One particular experience that sticks with me was meeting an Eritrean teenager who had fled through South Sudan, been captured (and escaped from) Daesh, before making the perilous journey across the Mediterranean. However, all he wanted to talk about was football. Children like this are simply looking for a deservedly normal life, free from fear.

There are currently around 700 under-18s living in The Jungle. The UK government is legally obliged to accept children who are seeking asylum and are stuck in Calais. This is true both for those who have relatives in the UK (under the Dublin 3 legislation), and those who do not, but arrived in Calais before March 20th 2016 (under the Dubs amendment to the Immigration Act). 325 children are eligible for transfer to the UK under these laws.

Citizens UK are currently working with Safe Passage UK to process these children's applications. Within the last year only 50 children have been accepted to be reunited with their relatives in the UK. This is progress, but it is too slow. Each child's application is extremely laborious, with only four ad hoc administrators working in The Jungle gathering the information required.

While we were in Calais, we handed in letters giving the names of the children who legally can come to Britain under the Dubs and Dublin legislation, asking the mayor, the immigration authority and the police in Calais to speed up processing these children. Living in The Jungle is unsafe for children. There have been five alleged murders in there THIS WEEK. It seems the governments are worried if we help these ones, others may come. So? Let them live in danger instead? If this is the approach of the French and British Governments, it makes a mockery of all the safeguarding legislation we have got in these countries.

This issue is all the more pressing as Calais authorities have committed to removing The Jungle entirely in the next few months. If these children are moved on and disappear, their welfare is at grave risk.

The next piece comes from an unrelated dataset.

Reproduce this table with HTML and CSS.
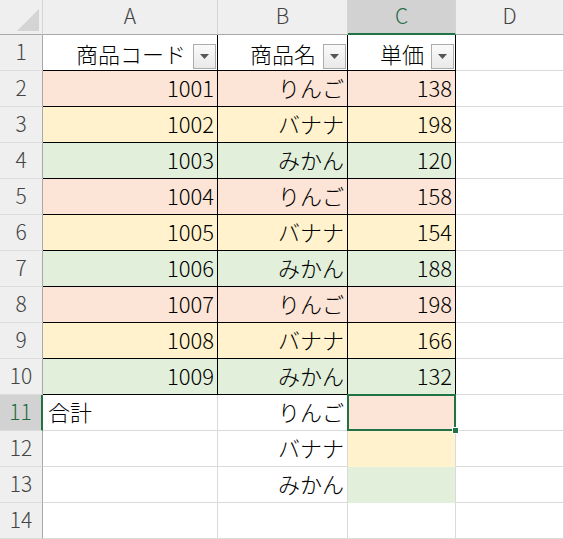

I therefore invite you all to attend Citizen UK's next action, on 2nd September, which is pressuring the Home Office to receive the names of the 325 children who are eligible for transfer to the UK under the law. It begins at 10am at the Home Office, Marsham Street, for one hour. Please contact Robbie on rmiparks@gmail.com if you would like more information, and better still if you can attend.

Why next Friday? On that day it will be one year since the body of Ayan Kurdi the little boy who was washed up on the beach in Greece. We must not stand idly by doing nothing as children's lives continue to be at risk.